Mr. Brew was more pointed in his response. “There’s one other thing about the Hamptons that anyone who’s spent any time in restaurants around here knows in the summer — the service sucks . . . the numbers just don’t work. There are too many customers, in too few restaurants, with too few qualified people to take care of them,” he said, going on to discuss the age-old conundrum of seasonal help bailing out in August.
Year-round staffers do exist, but if they’re living on the East End, Mr. Ambrose speculated that they are living near the poverty line. “There is no place for that worker that’s going to make $35,000 a year working in his restaurant to live. Our home is surrounded by water [in a way that] Manhattan is not. People that work in a restaurant on Madison Avenue do not live on Madison Avenue, they live in Astoria, Queens. On the East End of Long Island, Astoria, Queens, is Gardiner’s Bay.”

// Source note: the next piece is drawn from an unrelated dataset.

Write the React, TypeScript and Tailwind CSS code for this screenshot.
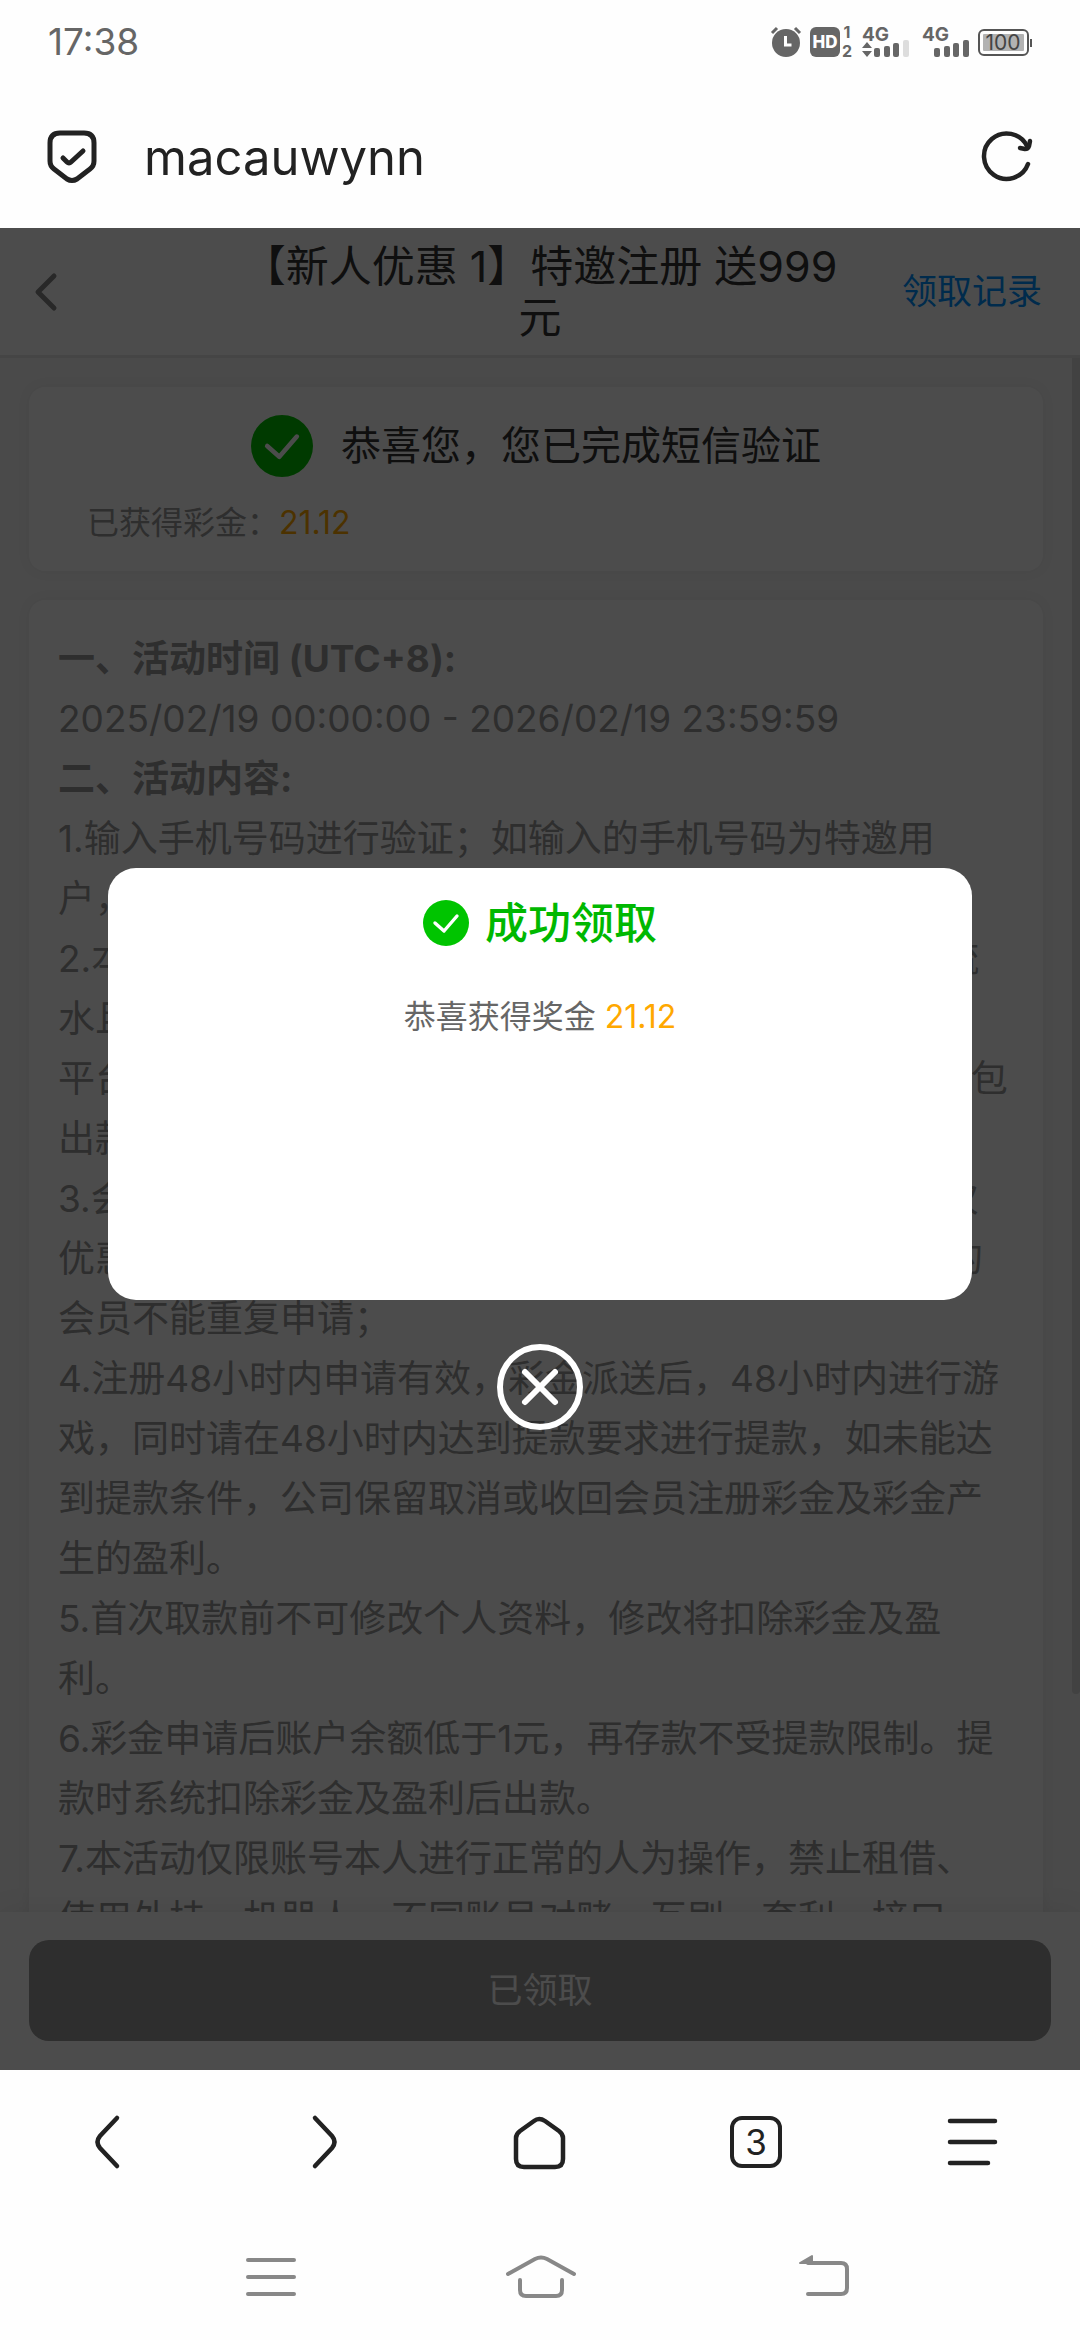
import React, { useState } from 'react';

const rules = [
  '1.输入手机号码进行验证；如输入的手机号码为特邀用\n户，即可完成短信验证并领取注册彩金；',
  '2.本活动赠送的彩金在任意游戏平台进行有效投注一倍流\n水且中心钱包余额达到100元以上即可申请提款，场馆或\n平台内的余额低于100元时请先将全部余额转回至中心钱包\n出款，每位会员仅限提款一次；',
  '3.会员每个手机号码每个账号每个银行卡仅可以享受一次\n优惠，同一姓名同一设备同一网络地址已经领取过彩金的\n会员不能重复申请；',
  '4.注册48小时内申请有效，彩金派送后，48小时内进行游\n戏，同时请在48小时内达到提款要求进行提款，如未能达\n到提款条件，公司保留取消或收回会员注册彩金及彩金产\n生的盈利。',
  '5.首次取款前不可修改个人资料，修改将扣除彩金及盈\n利。',
  '6.彩金申请后账户余额低于1元，再存款不受提款限制。提\n款时系统扣除彩金及盈利后出款。',
  '7.本活动仅限账号本人进行正常的人为操作，禁止租借、\n使用外挂、机器人、不同账号对赌、互刷、套利、接口',
];

function CheckCircle({ className }: { className: string }) {
  return (
    <svg viewBox="0 0 46 46" className={className} fill="none" aria-hidden="true">
      <circle cx="23" cy="23" r="23" fill="#00c400" />
      <path d="M12 23l9 8L34 16" stroke="#fff" strokeWidth="3.4" strokeLinecap="round" strokeLinejoin="round" />
    </svg>
  );
}

function Signal({ weak }: { weak?: boolean }) {
  return (
    <svg width="48" height="32" viewBox="0 0 48 32" fill="#666" className="overflow-visible" aria-hidden="true">
      <text x="0" y="15" fontSize="19" fontWeight="700">4G</text>
      {weak && <path d="M5 16l5 6H0zM5 31l5-6H0z" />}
      <rect x="12" y="22" width="6" height="9" rx="2" />
      <rect x="22" y="20" width="6" height="11" rx="2" />
      <rect x="31" y="17" width="6" height="14" rx="2" />
      <rect x="41" y="14" width="6" height="17" rx="2" fill={weak ? '#ddd' : '#666'} />
    </svg>
  );
}

function StatusBar() {
  return (
    <div className="flex h-[84px] shrink-0 items-center justify-between px-12 text-[#666]">
      <span className="text-[37px]">17:38</span>
      <div className="flex items-center">
        <svg width="32" height="32" viewBox="0 0 32 32" fill="none" aria-hidden="true">
          <circle cx="16" cy="17" r="14" fill="#666" />
          <path d="M2 7l5-5M30 7l-5-5" stroke="#666" strokeWidth="3" />
          <path d="M15.5 10v9h6" stroke="#fff" strokeWidth="3" />
        </svg>
        <svg width="44" height="32" viewBox="0 0 44 32" fill="#666" className="ml-2 overflow-visible" aria-hidden="true">
          <rect y="1" width="30" height="30" rx="6" />
          <text x="15" y="22" fontSize="17" fontWeight="800" textAnchor="middle" fill="#fff">HD</text>
          <text x="37" y="12" fontSize="16" fontWeight="700" textAnchor="middle">1</text>
          <text x="37" y="31" fontSize="16" fontWeight="700" textAnchor="middle">2</text>
        </svg>
        <div className="ml-2 flex gap-3">
          <Signal weak />
          <Signal />
        </div>
        <svg width="54" height="32" viewBox="0 0 54 32" fill="none" className="ml-2 overflow-visible" aria-hidden="true">
          <rect x="1" y="4" width="49" height="25" rx="5" stroke="#555" strokeWidth="2" />
          <rect x="5" y="8" width="41" height="17" rx="1" fill="#b2b2b2" />
          <path d="M53 13v8" stroke="#555" strokeWidth="2" />
          <text x="25" y="24" fontSize="21" textAnchor="middle" fill="#444">100</text>
        </svg>
      </div>
    </div>
  );
}

function AddressBar() {
  return (
    <div className="flex h-36 shrink-0 items-center pl-9 pr-[38px]">
      <svg width="72" height="72" viewBox="0 0 72 72" fill="none" stroke="#222" strokeWidth="5" strokeLinecap="round" strokeLinejoin="round" aria-hidden="true">
        <path d="M24 13h24q10 0 10 10v18q0 5-4 8L41 59q-5 3-10 0L18 49q-4-3-4-8V23q0-10 10-10z" />
        <path d="M27 38l4 4q2 2 4 0L47 31" />
      </svg>
      <input
        type="text"
        defaultValue="macauwynn"
        aria-label="地址"
        className="ml-9 min-w-0 flex-1 bg-transparent pt-1 text-[49px] text-[#222] outline-none"
      />
      <button aria-label="刷新">
        <svg width="72" height="72" viewBox="0 0 72 72" fill="none" stroke="#222" strokeWidth="4.5" strokeLinecap="round" strokeLinejoin="round">
          <path d="M58 44A22.7 22.7 0 1 1 57 26" />
          <path d="M50 28l5 1q3 0 4-3l1-5" />
        </svg>
      </button>
    </div>
  );
}

function BrowserNav() {
  const icon = 'mx-auto size-[72px]';
  return (
    <nav className="grid h-36 shrink-0 grid-cols-5 items-center text-[#222]">
      <button aria-label="后退">
        <svg viewBox="0 0 72 72" className={icon} fill="none" stroke="currentColor" strokeWidth="4.5" strokeLinecap="round">
          <path d="M45 12L28 30q-5 6 0 12l17 18" />
        </svg>
      </button>
      <button aria-label="前进">
        <svg viewBox="0 0 72 72" className={icon} fill="none" stroke="currentColor" strokeWidth="4.5" strokeLinecap="round">
          <path d="M27 12l17 18q5 6 0 12L27 60" />
        </svg>
      </button>
      <button aria-label="主页">
        <svg viewBox="0 0 72 72" className={icon} fill="none" stroke="currentColor" strokeWidth="4.5" strokeLinejoin="round">
          <path d="M12 32q0-4 4-7l14-10q5-4 11 0l14 10q4 3 4 7v21q0 8-8 8H20q-8 0-8-8z" />
        </svg>
      </button>
      <button aria-label="标签页">
        <span className="mx-auto flex size-[52px] items-center justify-center rounded-xl border-4 border-[#222] text-[35px] leading-none">3</span>
      </button>
      <button aria-label="菜单">
        <svg viewBox="0 0 72 72" className={icon} fill="none" stroke="currentColor" strokeWidth="4.5" strokeLinecap="round">
          <path d="M14 15h45M14 36h45M14 57h38" />
        </svg>
      </button>
    </nav>
  );
}

function SystemNav() {
  return (
    <nav className="mx-auto grid h-[126px] w-3/4 shrink-0 grid-cols-3 items-center text-[#888]">
      <button aria-label="最近任务">
        <svg viewBox="0 0 80 80" className="mx-auto size-20" fill="none" stroke="currentColor" strokeWidth="4" strokeLinecap="round">
          <path d="M18 23h46M18 40h46M18 57h46" />
        </svg>
      </button>
      <button aria-label="桌面">
        <svg viewBox="0 0 80 80" className="mx-auto size-20" fill="none" stroke="currentColor" strokeWidth="4" strokeLinecap="round">
          <path d="M8 37l27-15q6-3 12 0l27 15M20 43v10q0 6 6 6h30q6 0 6-6V43" />
        </svg>
      </button>
      <button aria-label="返回">
        <svg viewBox="0 0 80 80" className="mx-auto size-20" fill="none" stroke="currentColor" strokeWidth="4" strokeLinecap="round">
          <path d="M38 26h33q6 0 6 6v19q0 6-6 6H38" />
          <path d="M30 26l12-7v7z" fill="currentColor" strokeWidth="2" strokeLinejoin="round" />
        </svg>
      </button>
    </nav>
  );
}

export default function App() {
  const [open, setOpen] = useState(true);

  return (
    <div className="flex h-screen flex-col bg-[#fefefe] font-[Inter,'Noto_Sans_CJK_SC',sans-serif]">
      <StatusBar />
      <AddressBar />

      <div className="relative flex min-h-0 flex-1 flex-col overflow-hidden bg-[#f7f7f7]">
        <header className="grid h-[130px] shrink-0 grid-cols-[1fr_auto_1fr] items-center border-b-3 border-[#e6e6e6] bg-white">
          <button aria-label="返回" className="justify-self-start pl-7">
            <svg width="36" height="44" viewBox="0 0 36 44" fill="none" stroke="#888" strokeWidth="5" strokeLinecap="round" strokeLinejoin="round">
              <path d="M26 6L10 22l16 16" />
            </svg>
          </button>
          <h1 className="text-center text-[43px] leading-[51px] text-[#333]">
            【新人优惠 1】特邀注册 送999
            <br />元
          </h1>
          <a href="#records" className="justify-self-end pr-[38px] text-[35px] text-[#0091ff]">领取记录</a>
        </header>

        <div className="flex min-h-0 flex-1">
          <main className="flex min-w-0 flex-1 flex-col gap-[29px] overflow-hidden px-[29px] pt-[29px]">
            <section className="shrink-0 rounded-2xl bg-white pt-7 pb-6 shadow-[0_0_14px_rgba(0,0,0,0.06)]">
              <div className="flex items-center justify-center gap-7">
                <CheckCircle className="size-[62px]" />
                <h2 className="text-[40px] leading-[60px] text-[#333]">恭喜您，您已完成短信验证</h2>
              </div>
              <p className="mt-[22px] px-[58px] text-[32px] leading-[48px] text-[#999]">
                已获得彩金：<span className="text-[#ffa800]">21.12</span>
              </p>
            </section>

            <section className="shrink-0 rounded-2xl bg-white p-[29px] text-[37px] leading-[60px] text-[#999] shadow-[0_0_14px_rgba(0,0,0,0.06)]">
              <h3 className="font-bold">一、活动时间 (UTC+8):</h3>
              <p>2025/02/19 00:00:00 - 2026/02/19 23:59:59</p>
              <h3 className="font-bold">二、活动内容:</h3>
              {rules.map((rule) => (
                <p key={rule} className="whitespace-pre">{rule}</p>
              ))}
            </section>
          </main>
          <div className="w-2 shrink-0">
            <div className="h-[86%] rounded-b-sm bg-[#dcdcdc]" />
          </div>
        </div>

        <footer className="shrink-0 bg-white px-[29px] pt-7 pb-[29px] shadow-[0_0_28px_rgba(0,0,0,0.08)]">
          <button disabled className="h-[101px] w-full rounded-[20px] bg-[#999] text-[35px] text-white">已领取</button>
        </footer>

        {open && (
          <div className="absolute inset-0 flex flex-col items-center justify-center bg-black/70">
            <div role="dialog" aria-label="成功领取" className="aspect-[2/1] w-4/5 rounded-[28px] bg-white pt-[29px] text-center">
              <div className="flex items-center justify-center gap-4">
                <CheckCircle className="size-[46px]" />
                <h2 className="text-[43px] leading-[52px] font-medium text-[#00b800]">成功领取</h2>
              </div>
              <p className="mt-11 text-[32px] leading-[48px] text-[#666]">
                恭喜获得奖金 <span className="text-[#ffa800]">21.12</span>
              </p>
            </div>
            <button aria-label="关闭" onClick={() => setOpen(false)} className="mt-11">
              <svg width="86" height="86" viewBox="0 0 86 86" fill="none" stroke="#fff" strokeWidth="6" strokeLinecap="round">
                <circle cx="43" cy="43" r="40" />
                <path d="M28 28l30 30M58 28L28 58" />
              </svg>
            </button>
          </div>
        )}
      </div>

      <BrowserNav />
      <SystemNav />
    </div>
  );
}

Out of the career servers and bartenders who do live here, Mr. Buschel might be hard pressed to find an applicant. Maura Donahue, a waitress at the Dock restaurant in Montauk, said reading Mr. Buschel’s list of 100 things made her “appreciate that I work in a joint where some of our T-shirts actually say, ‘You make me sick!’ It is obvious . . . that Buschel has never actually waited on tables in his life, or ever worked in a restaurant for that matter,” and for those reasons, she added, she could never work for him.
Mr. Buschel has demonstrated his success as a writer and, according to the rule that any press is good press, as a promoter of his soon-to-be-opened restaurant. Whether he is a success as a food man is yet to be seen.
In the meantime, Mr. Ambrose was only mildly consoled by the fact that the readership at the Times’s Web site is far greater than that of his own, Eatshampton.com. He has maintained his own blog there for a year, and so far hasn’t elicited a single response to any of his posts.